Fixed bed hydrotreating configuration
Two typical hydrotreating configurations are utilised for hydrotreating distillate range material. The typical single stage separator configuration is shown in Figure 2.

The single reactor and single separator hydrotreater design (see Figure 2) is typical for a kerosene and light diesel feedstock. The high pressure separator hydrogen-rich off-gas can be used in a once through mode (naphtha hydrotreating units) basis or recycled with a compressor (kerosene and light diesel units). The recycle gas is typically treated to remove H2S in this configuration in ultra-low sulphur service, but some configurations do not amine treat the recycle gas.

More severe feedstocks require a more complicated reactor and recycle gas system. A multi-bed reactor with three separator hydrotreater configuration and recycle gas treating is shown in Figure 3.

The reactor shown in Figure 3 includes a hydrogen quench to control the reactor temperature rise, which is caused by significant hydrogen consumption, and an amine treater on the recycle gas to remove H2S. This configuration also includes a water wash to remove the ammonia bisulphide from the reactor effluent air cooler (REAC).

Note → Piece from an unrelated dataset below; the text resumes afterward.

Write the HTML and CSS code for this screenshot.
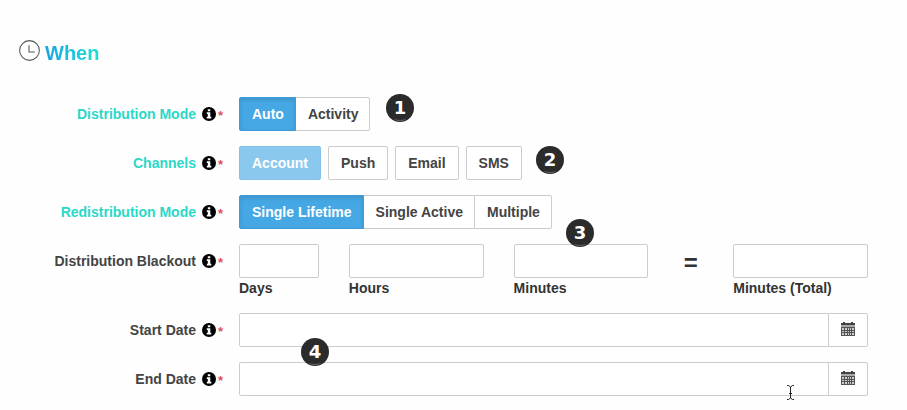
FILE: index.html
```
<!DOCTYPE html>
<html lang="en">
<head>
  <meta charset="UTF-8">
  <meta name="viewport" content="width=device-width, initial-scale=1.0">
  <title>When</title>
  <link rel="stylesheet" href="styles.css">
</head>
<body>
  <!-- shared icons -->
  <svg class="sprite" aria-hidden="true">
    <symbol id="icon-info" viewBox="0 0 14 14">
      <circle cx="7" cy="7" r="7" fill="#000"/>
      <path d="M5.800 2.200h2.500v2H5.800zM4.800 5.300h3.500v4.400h1v1.700H4.800V9.700h1V7h-1z" fill="#fff"/>
    </symbol>
    <symbol id="icon-calendar" viewBox="0 0 14 14">
      <path d="M0 1h2V0h2v1h6V0h2v1h2v2H0z" fill="#444"/>
      <path d="M0 3h14v2H0z" fill="#aaa"/>
      <path d="M0 5h14v9H0z" fill="#555"/>
      <path d="M1 6h2v2H1zM4 6h2v2H4zM7 6h1v2H7zM9 6h1v2H9zM11 6h2v2h-2zM1 9h2v1H1zM4 9h2v1H4zM7 9h1v1H7zM9 9h1v1H9zM11 9h2v1h-2zM1 11h2v2H1zM4 11h2v2H4zM7 11h1v2H7zM9 11h1v2H9zM11 11h2v2h-2z" fill="#ccc"/>
    </symbol>
  </svg>

  <form class="when-form">
    <h2 class="section-title">
      <svg class="clock" viewBox="0 0 20 20" aria-hidden="true">
        <circle cx="10" cy="10" r="9.400" fill="none" stroke="#555"/>
        <path d="M9.500 5v6.500H15" fill="none" stroke="#555"/>
      </svg>
      <span>When</span>
    </h2>

    <div class="form-row">
      <div class="form-label linked"><span id="mode-label">Distribution Mode</span><svg class="info"><use href="#icon-info"/></svg><span class="required">*</span></div>
      <div class="controls">
        <div class="btn-group" role="group" aria-labelledby="mode-label">
          <button type="button" class="btn active">Auto</button>
          <button type="button" class="btn">Activity</button>
        </div>
        <span class="marker marker-1">1</span>
      </div>
    </div>

    <div class="form-row">
      <div class="form-label linked"><span id="channels-label">Channels</span><svg class="info"><use href="#icon-info"/></svg><span class="required">*</span></div>
      <div class="controls">
        <div class="btn-list" role="group" aria-labelledby="channels-label">
          <button type="button" class="btn locked">Account</button>
          <button type="button" class="btn">Push</button>
          <button type="button" class="btn">Email</button>
          <button type="button" class="btn">SMS</button>
        </div>
        <span class="marker marker-2">2</span>
      </div>
    </div>

    <div class="form-row">
      <div class="form-label linked"><span id="redist-label">Redistribution Mode</span><svg class="info"><use href="#icon-info"/></svg><span class="required">*</span></div>
      <div class="controls">
        <div class="btn-group" role="group" aria-labelledby="redist-label">
          <button type="button" class="btn active">Single Lifetime</button>
          <button type="button" class="btn">Single Active</button>
          <button type="button" class="btn">Multiple</button>
        </div>
        <span class="marker marker-3">3</span>
      </div>
    </div>

    <div class="form-row">
      <div class="form-label"><span id="blackout-label">Distribution Blackout</span><svg class="info"><use href="#icon-info"/></svg><span class="required">*</span></div>
      <div class="controls blackout" role="group" aria-labelledby="blackout-label">
        <div class="unit unit-days">
          <input type="text" id="days" class="field">
          <label for="days">Days</label>
        </div>
        <div class="unit">
          <input type="text" id="hours" class="field">
          <label for="hours">Hours</label>
        </div>
        <div class="unit">
          <input type="text" id="minutes" class="field">
          <label for="minutes">Minutes</label>
        </div>
        <span class="equals">=</span>
        <div class="unit">
          <input type="text" id="total" class="field">
          <label for="total">Minutes (Total)</label>
        </div>
      </div>
    </div>

    <div class="form-row">
      <div class="form-label"><label for="start-date">Start Date</label><svg class="info"><use href="#icon-info"/></svg><span class="required">*</span></div>
      <div class="controls date">
        <input type="text" id="start-date" class="field">
        <button type="button" class="date-btn" aria-label="Pick start date"><svg class="calendar"><use href="#icon-calendar"/></svg></button>
        <span class="marker marker-4">4</span>
      </div>
    </div>

    <div class="form-row">
      <div class="form-label"><label for="end-date">End Date</label><svg class="info"><use href="#icon-info"/></svg><span class="required">*</span></div>
      <div class="controls date">
        <input type="text" id="end-date" class="field">
        <button type="button" class="date-btn" aria-label="Pick end date"><svg class="calendar"><use href="#icon-calendar"/></svg></button>
        <svg class="cursor" viewBox="0 0 9 17" aria-hidden="true">
          <path d="M1 1.500h1.500l2 1.500 2-1.500H8M4.500 3v11M1 15.500h1.500l2-1.500 2 1.500H8M3 9.500h3" fill="none" stroke="#222"/>
        </svg>
      </div>
    </div>
  </form>
</body>
</html>
```

FILE: styles.css
```
* {
  box-sizing: border-box;
}
body {
  margin: 0;
  background: #fefefe;
  color: #444;
  font-family: "Liberation Sans", Arial, sans-serif;
  font-size: 14px;
  font-weight: bold;
  line-height: 20px;
}
.sprite {
  display: none;
}
.when-form {
  display: flex;
  flex-direction: column;
  gap: 15px;
  padding: 40px 39px 14px 19px;
}

/* section heading */
.section-title {
  display: flex;
  gap: 5px;
  margin: 0 0 16px;
  font-size: 20px;
  line-height: 26px;
}
.section-title span {
  background: linear-gradient(90deg, #1ba4e6, #1ce0d0);
  background-clip: text;
  -webkit-background-clip: text;
  color: transparent;
}
.clock {
  width: 21px;
  height: 21px;
}

/* label column + controls */
.form-row {
  display: grid;
  grid-template-columns: 205px 1fr;
  gap: 15px;
}
.form-label {
  display: flex;
  justify-content: flex-end;
  align-items: center;
  height: 34px;
}
.linked {
  color: #2bd8c7;
}
.info {
  width: 14px;
  height: 14px;
  margin: 0 2px 0 6px;
}
.required {
  width: 6px;
  padding-top: 4px;
  color: #d9535e;
  font-size: 13px;
}
.controls {
  position: relative;
}

/* buttons */
.btn {
  height: 34px;
  padding: 0 12px;
  border: 1px solid #ccc;
  border-radius: 2px;
  background: #fff;
  color: #444;
  font: inherit;
  white-space: nowrap;
}
.btn-group,
.btn-list {
  display: flex;
}
.btn-list {
  gap: 7px;
}
.btn-group .btn {
  padding-right: 11px;
}
.btn-group .btn + .btn {
  margin-left: -1px;
  border-radius: 0;
}
.btn-group .btn:first-child {
  border-radius: 2px 0 0 2px;
}
.btn-group .btn:last-child {
  border-radius: 0 2px 2px 0;
}
.btn.active {
  position: relative;
  border-color: #3b9cda;
  background: #45a7e4;
  box-shadow: inset 0 2px 4px rgba(0, 0, 0, 0.12);
  color: #fff;
}
.btn.locked {
  border-color: #83c1ea;
  background: #8ac8ee;
  color: #fff;
}

/* inputs */
.field {
  width: 100%;
  height: 34px;
  padding: 0 12px;
  border: 1px solid #ccc;
  border-radius: 2px;
  background: #fff;
  font: inherit;
}
.blackout {
  display: grid;
  grid-template-columns: repeat(12, minmax(0, 1fr));
  column-gap: 30px;
}
.unit {
  display: flex;
  flex-direction: column;
  grid-column: span 3;
  color: #333;
  white-space: nowrap;
}
.unit-days {
  grid-column: span 2;
}
.equals {
  color: #333;
  font-size: 24px;
  line-height: 38px;
  text-align: center;
}
.date {
  display: flex;
}
.date .field {
  flex: 1;
  border-radius: 2px 0 0 2px;
}
.date-btn {
  display: flex;
  justify-content: center;
  align-items: center;
  width: 40px;
  height: 34px;
  margin-left: -1px;
  padding: 0 1px 2px 0;
  border: 1px solid #ccc;
  border-radius: 0 2px 2px 0;
  background: #fff;
}
.calendar {
  width: 14px;
  height: 14px;
}

/* numbered markers lying over the form */
.marker {
  position: absolute;
  z-index: 2;
  width: 28px;
  height: 28px;
  border-radius: 50%;
  background: #2b2b2b;
  color: #fff;
  font-family: "DejaVu Sans", sans-serif;
  font-size: 18px;
  line-height: 28px;
  text-align: center;
}
.marker::after {
  content: "";
  position: absolute;
  left: 8px;
  bottom: 1px;
  width: 12px;
  height: 4px;
  border-bottom: 1px solid #666;
  border-radius: 50%;
}
.marker-1 {
  left: 147px;
  top: -3px;
}
.marker-2 {
  left: 297px;
  top: 0;
}
.marker-3 {
  left: 327px;
  top: 24px;
}
.marker-4 {
  left: 62px;
  top: 25px;
}
.cursor {
  position: absolute;
  right: 73px;
  top: 22px;
  width: 9px;
  height: 17px;
}
```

When processing LTO feeds in these more complicated reactor systems, the operating conditions will change. The LTO feeds have low aromatics, sulphur and nitrogen, and hydrogen consumption is typically low. Therefore, the resulting heat release and temperature rise are lower, thereby reducing the need for hydrogen quench. The low heat release reduces the feed/effluent heat recovery and increases duty requirements on the feed heater, as well as impacting reactor quench control. Hence, these systems will require review as part of processing LTO feeds within these units to avoid operating outside of design conditions or reliable equipment capabilities.